Litter Bugs

By: Monica Buchanan
By: Monica Buchanan

B.B. Bailey is home from work, but his day is not over yet. After strapping on his vest, he's ready to hit the streets of his neighborhood and start patrolling.

"A lot of us get off at 5:00 and we close the doors after 5 o'clock and all your things happen after you get in."

As a resident of Ponderosa Drive, B.B. is no stranger to crime. His neighborhood has been plagued by drive-bys and shootings, things he hopes will stop once the litter enforcement team starts cleaning up the area, literally.
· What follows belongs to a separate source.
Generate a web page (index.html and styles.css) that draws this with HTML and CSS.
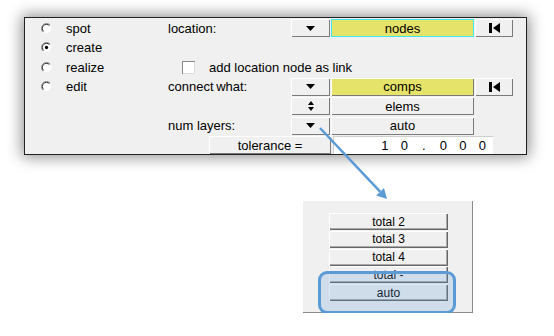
FILE: index.html
```html
<!DOCTYPE html>
<html lang="en">
<head>
  <meta charset="UTF-8">
  <title>Connectors</title>
  <link rel="stylesheet" href="styles.css">
</head>
<body>
<div class="panel">
  <div class="modes">
    <div class="mode"><svg class="radio" viewBox="0 0 12 12"><circle cx="6" cy="6" r="5" fill="#fff"/><path d="M2.1 9.9A5.5 5.5 0 0 1 9.9 2.1" fill="none" stroke="#8a8a8a"/><path d="M2.8 9.2A4.5 4.5 0 0 1 9.2 2.8" fill="none" stroke="#222"/></svg>spot</div>
    <div class="mode"><svg class="radio" viewBox="0 0 12 12"><circle cx="6" cy="6" r="5" fill="#fff"/><path d="M2.1 9.9A5.5 5.5 0 0 1 9.9 2.1" fill="none" stroke="#8a8a8a"/><path d="M2.8 9.2A4.5 4.5 0 0 1 9.2 2.8" fill="none" stroke="#222"/><circle cx="6" cy="6" r="1.8" fill="#000"/></svg>create</div>
    <div class="mode"><svg class="radio" viewBox="0 0 12 12"><circle cx="6" cy="6" r="5" fill="#fff"/><path d="M2.1 9.9A5.5 5.5 0 0 1 9.9 2.1" fill="none" stroke="#8a8a8a"/><path d="M2.8 9.2A4.5 4.5 0 0 1 9.2 2.8" fill="none" stroke="#222"/></svg>realize</div>
    <div class="mode"><svg class="radio" viewBox="0 0 12 12"><circle cx="6" cy="6" r="5" fill="#fff"/><path d="M2.1 9.9A5.5 5.5 0 0 1 9.9 2.1" fill="none" stroke="#8a8a8a"/><path d="M2.8 9.2A4.5 4.5 0 0 1 9.2 2.8" fill="none" stroke="#222"/></svg>edit</div>
  </div>

  <div class="form">
    <div class="row">
      <span class="lbl">location:</span>
      <div class="btn drop"><svg width="9" height="5"><polygon points="0,0 9,0 4.5,5"/></svg></div>
      <div class="field yellow active">nodes</div>
      <div class="btn reset"><svg width="11" height="10"><rect width="3" height="10"/><polygon points="4,5 11,0 11,10"/></svg></div>
    </div>
    <div class="row"></div>
    <div class="row">
      <span class="check"></span>
      <span class="check-lbl">add location node as link</span>
    </div>
    <div class="row">
      <span class="lbl tight">connect what:</span>
      <div class="btn drop"><svg width="9" height="5"><polygon points="0,0 9,0 4.5,5"/></svg></div>
      <div class="field yellow btn">comps</div>
      <div class="btn reset"><svg width="11" height="10"><rect width="3" height="10"/><polygon points="4,5 11,0 11,10"/></svg></div>
    </div>
    <div class="row">
      <span class="lbl"></span>
      <div class="btn drop"><svg width="6" height="10"><polygon points="0,4 3,0 6,4"/><polygon points="0,6 3,10 6,6"/></svg></div>
      <div class="field btn">elems</div>
    </div>
    <div class="row">
      <span class="lbl">num layers:</span>
      <div class="btn drop"><svg width="9" height="5"><polygon points="0,0 9,0 4.5,5"/></svg></div>
      <div class="field btn">auto</div>
    </div>
    <div class="row">
      <div class="btn tol">tolerance =</div>
      <div class="num">
        <span>1</span><span>0</span><span>.</span><span>0</span><span>0</span><span>0</span>
      </div>
    </div>
  </div>
</div>

<div class="popup">
  <div class="btn item">total 2</div>
  <div class="btn item">total 3</div>
  <div class="btn item">total 4</div>
  <div class="btn item">total -</div>
  <div class="btn item">auto</div>
  <div class="highlight"></div>
</div>

<svg class="arrow" width="554" height="336">
  <line x1="320" y1="128" x2="380.1" y2="191.7" stroke="#5b9bd5" stroke-width="2.5"/>
  <polygon points="387,199 376.2,195.4 384,188" fill="#5b9bd5"/>
</svg>
</body>
</html>
```

FILE: styles.css
```css
body {
  margin: 0;
  padding: 17px 0 0 24px;
  background: #fff;
  font-family: "Liberation Sans", Arial, sans-serif;
  font-size: 13px;
  color: #000;
}
.panel {
  width: 503px;
  height: 138px;
  box-sizing: border-box;
  border: 1px solid #222;
  background: #f0f0f0;
  box-shadow: 0 0 14px 2px rgba(0, 0, 0, 0.45);
  display: flex;
  padding-top: 1px;
}
.modes {
  width: 143px;
  padding-left: 16px;
  box-sizing: border-box;
  display: flex;
  flex-direction: column;
  gap: 1.5px;
}
.mode {
  height: 18px;
  display: flex;
  align-items: center;
}
.radio {
  width: 11px;
  height: 11px;
  margin-right: 14px;
}
.form {
  display: flex;
  flex-direction: column;
  gap: 1.5px;
}
.row {
  height: 18px;
  display: flex;
  align-items: center;
}
.lbl {
  width: 123px;
}
.tight {
  word-spacing: -1px;
}
.btn {
  height: 18px;
  box-sizing: border-box;
  background: #f0f0f0;
  box-shadow: inset 1px 1px #fff, inset -1px -1px #7a7a7a;
  display: flex;
  align-items: center;
  justify-content: center;
}
.drop {
  width: 39px;
  margin-right: 1px;
}
.reset {
  width: 38px;
}
.field {
  width: 143px;
  height: 18px;
  margin-right: 1px;
  box-sizing: border-box;
  display: flex;
  align-items: center;
  justify-content: center;
}
.yellow {
  background: #e6e36a;
}
.active {
  border: 1px solid #3ee6f0;
}
.check {
  width: 13px;
  height: 13px;
  margin-left: 14px;
  background: #fff;
  box-shadow: inset 1px 1px #8a8a8a, inset -1px -1px #dcdcdc;
}
.check-lbl {
  margin-left: 14px;
}
.tol {
  width: 122px;
  margin-left: 41px;
  margin-right: 2px;
}
.num {
  width: 160px;
  height: 18px;
  box-sizing: border-box;
  background: #fff;
  border-top: 1px solid #cfcfcf;
  border-left: 1px solid #cfcfcf;
  padding-right: 1px;
  display: flex;
  justify-content: flex-end;
  align-items: center;
}
.num span {
  width: 19.5px;
  text-align: center;
}
.popup {
  position: relative;
  width: 170px;
  height: 112px;
  box-sizing: border-box;
  margin: 46px 0 0 279px;
  padding: 12px 0 0 26px;
  background: #f0f0f0;
  border-right: 1px solid #8a8a8a;
  border-bottom: 1px solid #8a8a8a;
  display: flex;
  flex-direction: column;
  gap: 0.75px;
}
.item {
  width: 119px;
  height: 17px;
  font-size: 12px;
  box-shadow: inset 1px 1px #fff, inset -1px -1px #666, inset -2px -2px #aaa;
}
.highlight {
  position: absolute;
  left: 15px;
  top: 70px;
  width: 138px;
  height: 43px;
  box-sizing: border-box;
  border: 3px solid #5b9bd5;
  border-radius: 9px;
  background: rgba(91, 155, 213, 0.22);
}
.arrow {
  position: absolute;
  left: 0;
  top: 0;
  pointer-events: none;
}
```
CAPT Brian Childress of the Valdosta Police Department says, "There's a correlation when you look at crime stats in other jurisdictions that there's a correlation when you clean up areas that for one reason or another the crime rate seems to drop a little bit."

Don't be surprised to see folks you know sporting the new blue and yellow vests. Police say they are targeting members of the community to start policing their own neighborhoods.

James Wright, councilman and litter patrol volunteer, says, "This is the first step toward actually empowering the actual citizens who live in the community to take part in cleaning up the city of Valdosta."

It’s a job volunteers like B.B. say is well worth the time, effort and commitment.

Police say the litter enforcement team will start patrolling this Friday in the areas near Ponderosa Drive and Brookwood Drive.